The Garden as Teacher: What Seasonal Shifts Can Teach Us About Pace, Patience, and Place

At Woodshed Gardens, we often say the land is not just where we learn, but how we learn.

Each season offers a different kind of lesson. The quickening energy of spring reminds us that emergence takes time and warmth. Summer’s abundance teaches us how to hold effort and rest in the same breath. Fall encourages us to release what’s done and return to our roots. And winter invites us into stillness, reminding us that dormancy is not death, but a form of preparation.

In the garden, we learn that things unfold on their own timeline. Seeds don’t rush to sprout just because we’re ready for them. Plants grow in relationship with soil, light, temperature, water, and care. And when we pay attention, our own lives begin to align with these same natural rhythms.

Honoring Earth Pace

Modern life often pulls us into urgency and constant productivity. But the garden invites us to slow down. To observe. To tend rather than force.
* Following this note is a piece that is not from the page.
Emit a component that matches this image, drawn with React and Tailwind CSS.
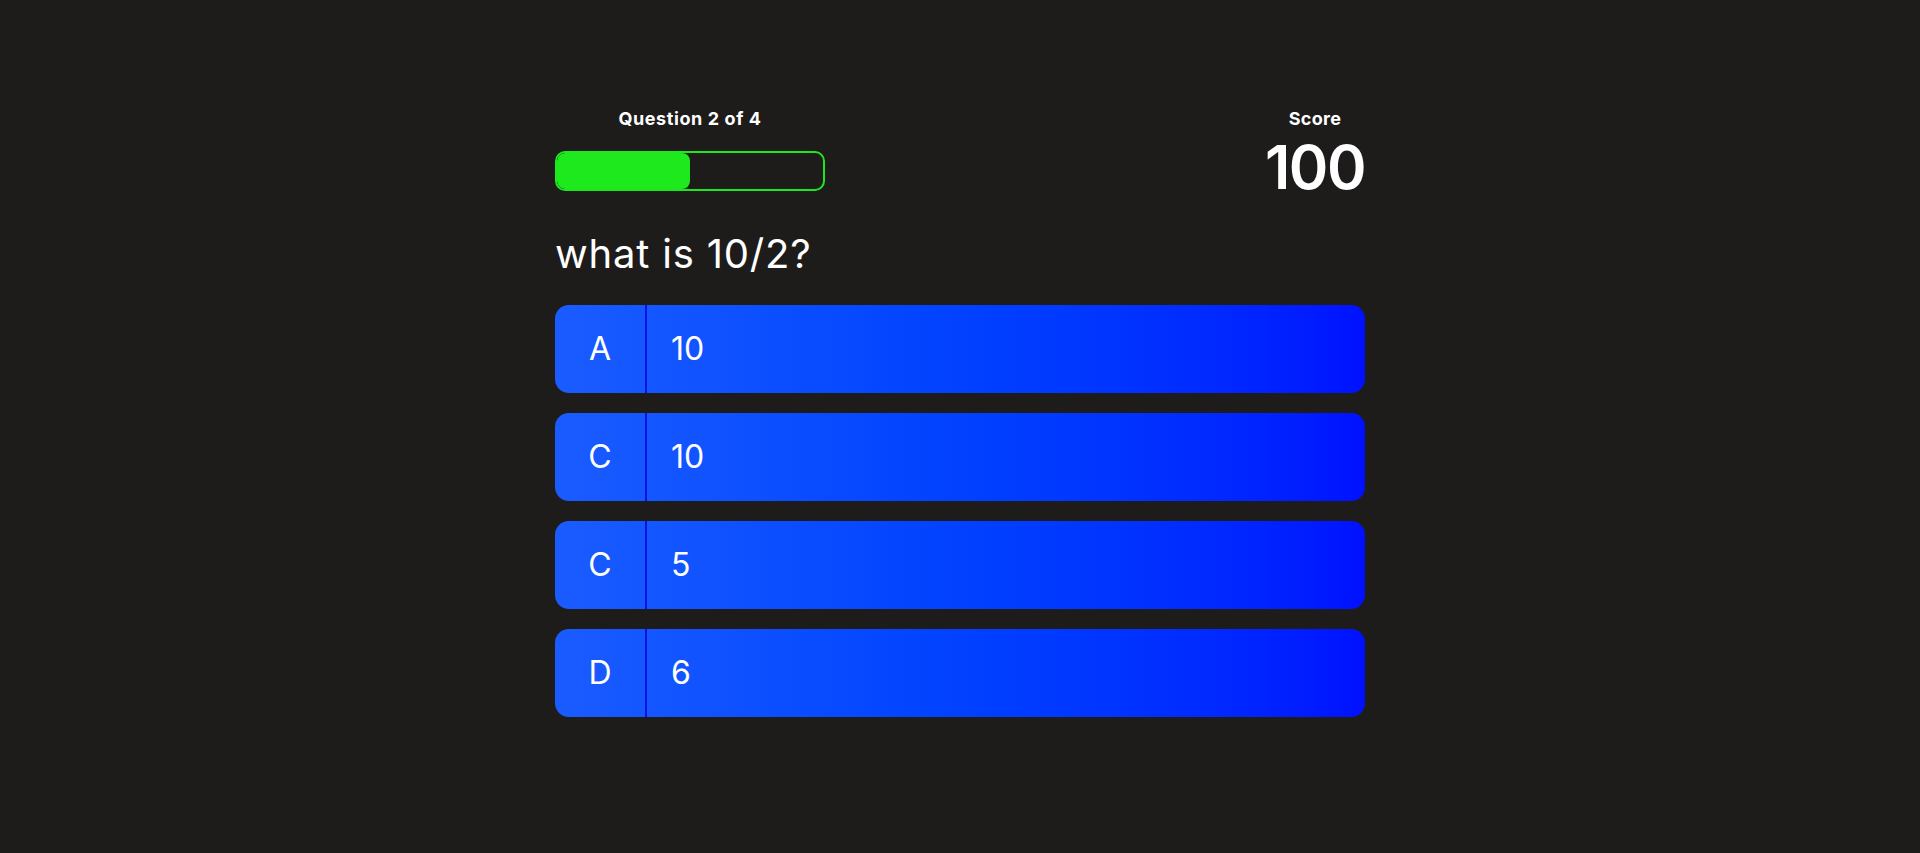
import React from "react";

const options = [
  { letter: "A", text: "10" },
  { letter: "C", text: "10" },
  { letter: "C", text: "5" },
  { letter: "D", text: "6" },
];

export default function App() {
  return (
    <div className="min-h-screen w-full bg-[#1d1c1b] flex justify-center font-['Inter','Noto_Sans',sans-serif] text-white">
      <div className="w-[810px] pt-[107px]">
        <div className="flex justify-between items-start">
          <div className="flex flex-col items-center w-[270px]">
            <div className="text-[18px] leading-[24px] font-bold tracking-[0.6px]">Question 2 of 4</div>
            <div className="mt-[20px] w-[270px] h-[40px] rounded-[10px] border-2 border-[#1ee61e] overflow-hidden">
              <div className="w-1/2 h-full rounded-[8px] bg-[#1de91d]" />
            </div>
          </div>
          <div className="flex flex-col items-center w-[100px]">
            <div className="text-[18px] leading-[24px] font-bold tracking-[0.3px]">Score</div>
            <div className="mt-[6px] text-[60px] leading-[60px] font-semibold tracking-tight">100</div>
          </div>
        </div>
        <h1 className="mt-[33px] mb-[27px] text-[40px] leading-[48px] font-normal tracking-[0.8px]">what is 10/2?</h1>
        <div className="flex flex-col gap-[20px]">
          {options.map((o, i) => (
            <div
              key={i}
              className="h-[88px] rounded-[14px] bg-linear-to-r from-[#1a5cff] to-[#0010ff] flex items-stretch overflow-hidden"
            >
              <div className="w-[92px] border-r-2 border-[#0a10e8] flex items-center justify-center text-[32px]">
                {o.letter}
              </div>
              <div className="flex items-center pl-[24px] text-[32px]">{o.text}</div>
            </div>
          ))}
        </div>
      </div>
    </div>
  );
}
This kind of earth-based learning isn’t always about doing more. Sometimes it’s about doing less, more intentionally.

Listening to the Land

What happens when we stop treating the garden as something to manage, and start approaching it as something to listen to? We begin to recognize signs of imbalance. We learn when to intervene and when to let things be. We see the garden as an ecosystem, not just a checklist.

And in doing so, we start to listen to ourselves differently too. Our bodies mirror the land more than we often realize. When the soil is dry, maybe we are too. When things bloom, maybe we’re also coming into a new phase of our own growth.

Rooted in Place

To garden is to stay. To commit to one piece of Earth and say, “I’m willing to learn here.” Place-based practice is a practice in building relationship over time. Through the failures, the fires, the floods, the late frosts, the beauty and the abundance.

Reflect & Tend

  • What is this season asking of you—not just in the garden, but in your life?

  • Is there something you're forcing that could be softened with patience or observation?

  • How might your relationship to time shift if you followed nature’s pace?